Where did this all come from? Well, obviously the whole topic is fairly consistently on my mind these days, but I also did some research last night into the Energy Management program that the school where I teach plans to begin offering, and I'm finding myself way excited about it. I'm seriously considering signing up to pursue that degree once it's offered. In addition to all kinds of other things related to energy conservation methods, energy audits, etc., they'll learn all aspects of designing and installing solar and wind-turbine based small energy plants for on homes and businesses. I want, I want, I WANT to learn about that. I will even get over my fear of being on a roof in order to do that.
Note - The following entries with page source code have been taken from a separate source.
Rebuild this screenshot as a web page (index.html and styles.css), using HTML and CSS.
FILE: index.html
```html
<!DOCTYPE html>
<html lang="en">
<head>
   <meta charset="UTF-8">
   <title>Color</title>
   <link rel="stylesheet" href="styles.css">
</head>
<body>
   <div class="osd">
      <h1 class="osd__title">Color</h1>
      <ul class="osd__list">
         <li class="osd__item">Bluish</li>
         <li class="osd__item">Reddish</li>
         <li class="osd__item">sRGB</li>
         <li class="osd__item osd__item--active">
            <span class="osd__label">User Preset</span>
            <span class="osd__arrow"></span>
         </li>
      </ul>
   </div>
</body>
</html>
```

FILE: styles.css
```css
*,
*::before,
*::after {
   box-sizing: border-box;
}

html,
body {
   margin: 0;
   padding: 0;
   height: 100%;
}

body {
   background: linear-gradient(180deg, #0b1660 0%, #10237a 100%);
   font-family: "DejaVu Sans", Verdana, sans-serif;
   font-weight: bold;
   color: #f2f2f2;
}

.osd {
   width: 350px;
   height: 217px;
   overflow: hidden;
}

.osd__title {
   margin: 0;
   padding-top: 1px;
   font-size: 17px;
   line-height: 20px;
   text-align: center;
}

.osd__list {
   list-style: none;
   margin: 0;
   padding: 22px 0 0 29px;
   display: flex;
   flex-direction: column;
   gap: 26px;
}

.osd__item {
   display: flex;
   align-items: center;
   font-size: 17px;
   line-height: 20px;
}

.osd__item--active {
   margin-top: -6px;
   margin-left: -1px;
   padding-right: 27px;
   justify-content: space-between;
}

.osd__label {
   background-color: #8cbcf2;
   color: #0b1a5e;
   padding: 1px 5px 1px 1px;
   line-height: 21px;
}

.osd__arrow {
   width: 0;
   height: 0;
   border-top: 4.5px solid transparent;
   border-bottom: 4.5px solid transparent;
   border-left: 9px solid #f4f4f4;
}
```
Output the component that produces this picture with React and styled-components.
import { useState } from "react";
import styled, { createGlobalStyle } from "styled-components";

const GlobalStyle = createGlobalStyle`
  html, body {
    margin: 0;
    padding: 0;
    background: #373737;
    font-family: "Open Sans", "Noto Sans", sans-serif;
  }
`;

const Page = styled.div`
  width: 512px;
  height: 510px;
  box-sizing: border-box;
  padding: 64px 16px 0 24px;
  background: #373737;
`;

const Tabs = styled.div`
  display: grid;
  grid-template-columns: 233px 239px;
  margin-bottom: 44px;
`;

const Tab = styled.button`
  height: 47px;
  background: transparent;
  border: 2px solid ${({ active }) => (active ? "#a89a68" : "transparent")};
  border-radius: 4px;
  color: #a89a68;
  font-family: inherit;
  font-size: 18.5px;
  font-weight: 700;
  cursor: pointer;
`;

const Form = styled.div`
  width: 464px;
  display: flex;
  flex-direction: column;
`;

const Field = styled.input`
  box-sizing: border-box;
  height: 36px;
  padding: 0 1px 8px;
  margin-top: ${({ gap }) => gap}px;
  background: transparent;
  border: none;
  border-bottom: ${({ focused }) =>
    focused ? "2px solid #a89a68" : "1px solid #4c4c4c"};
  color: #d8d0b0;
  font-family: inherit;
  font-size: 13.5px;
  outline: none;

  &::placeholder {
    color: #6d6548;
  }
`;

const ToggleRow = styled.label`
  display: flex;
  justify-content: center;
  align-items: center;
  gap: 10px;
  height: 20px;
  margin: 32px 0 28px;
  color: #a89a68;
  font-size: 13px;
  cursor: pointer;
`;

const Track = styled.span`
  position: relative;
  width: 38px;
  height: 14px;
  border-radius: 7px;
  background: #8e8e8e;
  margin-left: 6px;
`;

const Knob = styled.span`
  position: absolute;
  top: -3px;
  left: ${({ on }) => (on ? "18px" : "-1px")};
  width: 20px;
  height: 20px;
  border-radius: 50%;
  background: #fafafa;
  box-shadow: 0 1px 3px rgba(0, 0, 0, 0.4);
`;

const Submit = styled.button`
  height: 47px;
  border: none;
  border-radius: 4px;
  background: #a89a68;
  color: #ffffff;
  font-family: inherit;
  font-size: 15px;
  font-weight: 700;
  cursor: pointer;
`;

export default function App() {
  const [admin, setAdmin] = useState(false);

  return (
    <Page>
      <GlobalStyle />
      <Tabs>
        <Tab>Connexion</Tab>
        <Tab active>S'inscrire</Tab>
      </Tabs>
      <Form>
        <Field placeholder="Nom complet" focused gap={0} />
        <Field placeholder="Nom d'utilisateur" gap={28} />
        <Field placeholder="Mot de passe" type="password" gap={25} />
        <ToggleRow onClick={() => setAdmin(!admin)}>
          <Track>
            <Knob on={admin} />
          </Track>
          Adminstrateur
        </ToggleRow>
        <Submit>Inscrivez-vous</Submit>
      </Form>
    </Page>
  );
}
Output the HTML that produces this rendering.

And I would seriously love to do something like that on my own home -- we have two unshaded south-west facing roofs (one on the back of the house, one on the garage) which would be good locations for solar panels without compromising the look of our beautiful old home.
And who knows, maybe it could lead to a second career for me: Spend a few years designing and installing these systems on homes in the area on a limited/part-time basis while keeping my current job, transfer to that department to teach as soon as the program grows to the point that they need a second instructor, and then retire with my state pension and keeping doing this as work that I love.
(Of course, I'm not forgetting the fact that I was totally certain that I'd love doing programming which ended up boring me to tears, and certain that I'd love having my own business which ended up sucking the soul out of me and leaving me with little balance in my life. But I won't know until I try it!)